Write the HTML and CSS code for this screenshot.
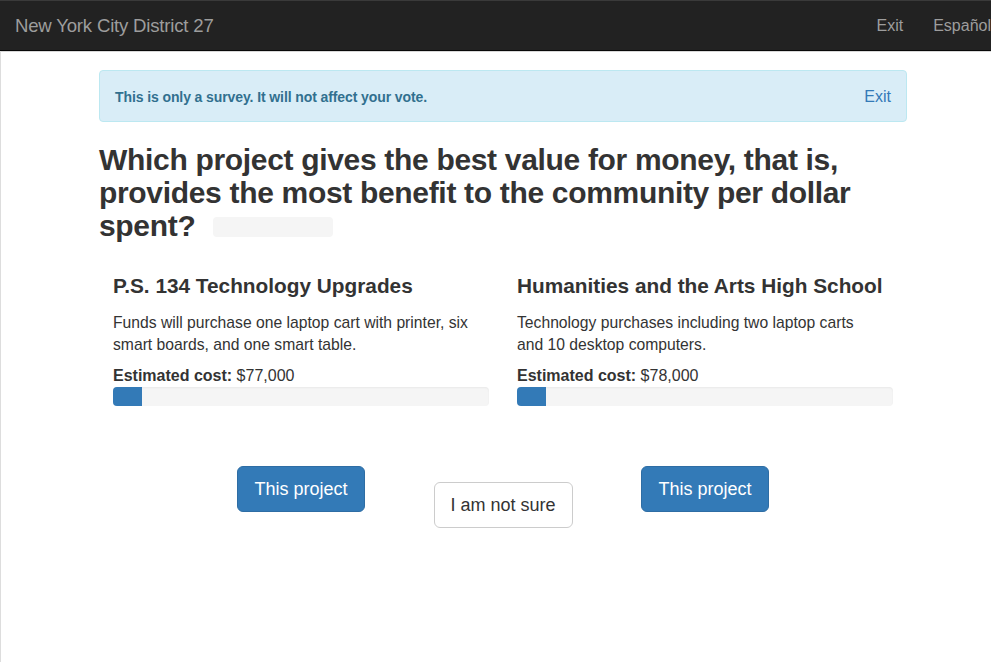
FILE: index.html
```html
<!DOCTYPE html>
<html lang="en">
<head>
<meta charset="utf-8">
<title>New York City District 27</title>
<link rel="stylesheet" href="styles.css">
</head>
<body>
<nav class="navbar">
  <a class="brand" href="#">New York City District 27</a>
  <ul class="nav-right">
    <li><a href="#">Exit</a></li>
    <li><a href="#">Español</a></li>
  </ul>
</nav>
<main class="page">
  <div class="container">
    <div class="alert">
      <span class="alert-text">This is only a survey. It will not affect your vote.</span>
      <a class="alert-link" href="#">Exit</a>
    </div>
    <h1 class="question">Which project gives the best value for money, that is, provides the most benefit to the community per dollar spent? <span class="placeholder"></span></h1>
    <div class="projects">
      <section class="project">
        <h3 class="project-title">P.S. 134 Technology Upgrades</h3>
        <p class="project-desc">Funds will purchase one laptop cart with printer, six smart boards, and one smart table.</p>
        <p class="cost"><strong>Estimated cost:</strong> $77,000</p>
        <div class="progress"><div class="progress-bar" style="width: 7.7%"></div></div>
      </section>
      <section class="project">
        <h3 class="project-title">Humanities and the Arts High School</h3>
        <p class="project-desc">Technology purchases including two laptop carts and 10 desktop computers.</p>
        <p class="cost"><strong>Estimated cost:</strong> $78,000</p>
        <div class="progress"><div class="progress-bar" style="width: 7.8%"></div></div>
      </section>
    </div>
    <div class="choices">
      <button class="btn btn-primary btn-left" type="button">This project</button>
      <button class="btn btn-default btn-middle" type="button">I am not sure</button>
      <button class="btn btn-primary btn-right" type="button">This project</button>
    </div>
  </div>
</main>
</body>
</html>
```

FILE: styles.css
```css
html, body {
  margin: 0;
  padding: 0;
  overflow: hidden;
  background: #fff;
}

body {
  font-family: "Liberation Sans", Arial, Helvetica, sans-serif;
  font-size: 14px;
  line-height: 1.42857;
  color: #333;
  width: 991px;
  height: 662px;
}

a { text-decoration: none; }

.navbar {
  height: 51px;
  padding-top: 2px;
  background: #222;
  border-top: 1px solid #3a3a3a;
  border-bottom: 1px solid #080808;
  box-sizing: border-box;
  display: flex;
  align-items: center;
  justify-content: space-between;
  white-space: nowrap;
  box-shadow: 0 1px 0 #d8d8d8;
}

.brand {
  color: #9d9d9d;
  font-size: 18.6px;
  padding-left: 15px;
  letter-spacing: -0.2px;
}

.nav-right {
  list-style: none;
  margin: 0;
  padding: 0;
  display: flex;
  gap: 30px;
}

.nav-right a {
  color: #9d9d9d;
  font-size: 16px;
}

.page {
  border-left: 1px solid #ddd;
  height: 611px;
  padding-top: 19px;
  box-sizing: border-box;
}

.container {
  width: 808px;
  margin-left: 98px;
}

.alert {
  background: #d9edf7;
  border: 1px solid #bce8f1;
  border-radius: 4px;
  color: #31708f;
  height: 52px;
  box-sizing: border-box;
  display: flex;
  align-items: center;
  justify-content: space-between;
  padding: 0 15px;
}

.alert-text {
  font-weight: bold;
  font-size: 14px;
  letter-spacing: -0.1px;
  margin-top: 3px;
}

.alert-link {
  color: #337ab7;
  font-size: 16px;
  margin-top: 3px;
}

.question {
  font-size: 30px;
  font-weight: bold;
  line-height: 33px;
  margin: 21px 0 0;
  letter-spacing: -0.32px;
  color: #333;
}

.placeholder {
  display: inline-block;
  width: 120px;
  height: 20px;
  background: #f5f5f5;
  border-radius: 4px;
  margin-left: 10px;
  vertical-align: -1px;
}

.projects {
  display: grid;
  grid-template-columns: 1fr 1fr;
  margin-top: 30px;
}

.project {
  padding: 0 14px;
}

.project-title {
  font-size: 20.8px;
  font-weight: bold;
  margin: 0 0 12px;
  line-height: 28px;
}

.project-desc {
  font-size: 15.7px;
  line-height: 22px;
  margin: 0 0 9px;
  padding-right: 10px;
}

.cost {
  font-size: 16px;
  line-height: 22px;
  margin: 0;
}

.progress {
  height: 19px;
  background: #f5f5f5;
  border-radius: 4px;
  overflow: hidden;
  box-shadow: inset 0 1px 2px rgba(0, 0, 0, 0.05);
}

.progress-bar {
  height: 100%;
  background: #337ab7;
}

.choices {
  display: grid;
  grid-template-columns: 1fr 1fr;
  margin-top: 60px;
}

.btn {
  font-family: "Liberation Sans", Arial, Helvetica, sans-serif;
  font-size: 18px;
  height: 46px;
  padding: 0;
  border-radius: 6px;
  border: 1px solid transparent;
  cursor: pointer;
  grid-row: 1;
  white-space: nowrap;
}

.btn-primary {
  background: #337ab7;
  border-color: #2e6da4;
  color: #fff;
  width: 128px;
}

.btn-default {
  background: #fff;
  border-color: #ccc;
  color: #333;
  width: 139px;
}

.btn-left {
  grid-column: 1;
  justify-self: center;
}

.btn-right {
  grid-column: 2;
  justify-self: center;
}

.btn-middle {
  grid-column: 1 / span 2;
  justify-self: center;
  margin-top: 16px;
}
```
----
Copy out all the data exactly; skip the pictures.

• TASK SOLUTION
Write the HTML and CSS code for this screenshot.
FILE: index.html
```html
<!DOCTYPE html>
<html lang="en">
<head>
<meta charset="utf-8">
<title>New York City District 27</title>
<link rel="stylesheet" href="styles.css">
</head>
<body>
<nav class="navbar">
  <a class="brand" href="#">New York City District 27</a>
  <ul class="nav-right">
    <li><a href="#">Exit</a></li>
    <li><a href="#">Español</a></li>
  </ul>
</nav>
<main class="page">
  <div class="container">
    <div class="alert">
      <span class="alert-text">This is only a survey. It will not affect your vote.</span>
      <a class="alert-link" href="#">Exit</a>
    </div>
    <h1 class="question">Which project gives the best value for money, that is, provides the most benefit to the community per dollar spent? <span class="placeholder"></span></h1>
    <div class="projects">
      <section class="project">
        <h3 class="project-title">P.S. 134 Technology Upgrades</h3>
        <p class="project-desc">Funds will purchase one laptop cart with printer, six smart boards, and one smart table.</p>
        <p class="cost"><strong>Estimated cost:</strong> $77,000</p>
        <div class="progress"><div class="progress-bar" style="width: 7.7%"></div></div>
      </section>
      <section class="project">
        <h3 class="project-title">Humanities and the Arts High School</h3>
        <p class="project-desc">Technology purchases including two laptop carts and 10 desktop computers.</p>
        <p class="cost"><strong>Estimated cost:</strong> $78,000</p>
        <div class="progress"><div class="progress-bar" style="width: 7.8%"></div></div>
      </section>
    </div>
    <div class="choices">
      <button class="btn btn-primary btn-left" type="button">This project</button>
      <button class="btn btn-default btn-middle" type="button">I am not sure</button>
      <button class="btn btn-primary btn-right" type="button">This project</button>
    </div>
  </div>
</main>
</body>
</html>
```

FILE: styles.css
```css
html, body {
  margin: 0;
  padding: 0;
  overflow: hidden;
  background: #fff;
}

body {
  font-family: "Liberation Sans", Arial, Helvetica, sans-serif;
  font-size: 14px;
  line-height: 1.42857;
  color: #333;
  width: 991px;
  height: 662px;
}

a { text-decoration: none; }

.navbar {
  height: 51px;
  padding-top: 2px;
  background: #222;
  border-top: 1px solid #3a3a3a;
  border-bottom: 1px solid #080808;
  box-sizing: border-box;
  display: flex;
  align-items: center;
  justify-content: space-between;
  white-space: nowrap;
  box-shadow: 0 1px 0 #d8d8d8;
}

.brand {
  color: #9d9d9d;
  font-size: 18.6px;
  padding-left: 15px;
  letter-spacing: -0.2px;
}

.nav-right {
  list-style: none;
  margin: 0;
  padding: 0;
  display: flex;
  gap: 30px;
}

.nav-right a {
  color: #9d9d9d;
  font-size: 16px;
}

.page {
  border-left: 1px solid #ddd;
  height: 611px;
  padding-top: 19px;
  box-sizing: border-box;
}

.container {
  width: 808px;
  margin-left: 98px;
}

.alert {
  background: #d9edf7;
  border: 1px solid #bce8f1;
  border-radius: 4px;
  color: #31708f;
  height: 52px;
  box-sizing: border-box;
  display: flex;
  align-items: center;
  justify-content: space-between;
  padding: 0 15px;
}

.alert-text {
  font-weight: bold;
  font-size: 14px;
  letter-spacing: -0.1px;
  margin-top: 3px;
}

.alert-link {
  color: #337ab7;
  font-size: 16px;
  margin-top: 3px;
}

.question {
  font-size: 30px;
  font-weight: bold;
  line-height: 33px;
  margin: 21px 0 0;
  letter-spacing: -0.32px;
  color: #333;
}

.placeholder {
  display: inline-block;
  width: 120px;
  height: 20px;
  background: #f5f5f5;
  border-radius: 4px;
  margin-left: 10px;
  vertical-align: -1px;
}

.projects {
  display: grid;
  grid-template-columns: 1fr 1fr;
  margin-top: 30px;
}

.project {
  padding: 0 14px;
}

.project-title {
  font-size: 20.8px;
  font-weight: bold;
  margin: 0 0 12px;
  line-height: 28px;
}

.project-desc {
  font-size: 15.7px;
  line-height: 22px;
  margin: 0 0 9px;
  padding-right: 10px;
}

.cost {
  font-size: 16px;
  line-height: 22px;
  margin: 0;
}

.progress {
  height: 19px;
  background: #f5f5f5;
  border-radius: 4px;
  overflow: hidden;
  box-shadow: inset 0 1px 2px rgba(0, 0, 0, 0.05);
}

.progress-bar {
  height: 100%;
  background: #337ab7;
}

.choices {
  display: grid;
  grid-template-columns: 1fr 1fr;
  margin-top: 60px;
}

.btn {
  font-family: "Liberation Sans", Arial, Helvetica, sans-serif;
  font-size: 18px;
  height: 46px;
  padding: 0;
  border-radius: 6px;
  border: 1px solid transparent;
  cursor: pointer;
  grid-row: 1;
  white-space: nowrap;
}

.btn-primary {
  background: #337ab7;
  border-color: #2e6da4;
  color: #fff;
  width: 128px;
}

.btn-default {
  background: #fff;
  border-color: #ccc;
  color: #333;
  width: 139px;
}

.btn-left {
  grid-column: 1;
  justify-self: center;
}

.btn-right {
  grid-column: 2;
  justify-self: center;
}

.btn-middle {
  grid-column: 1 / span 2;
  justify-self: center;
  margin-top: 16px;
}
```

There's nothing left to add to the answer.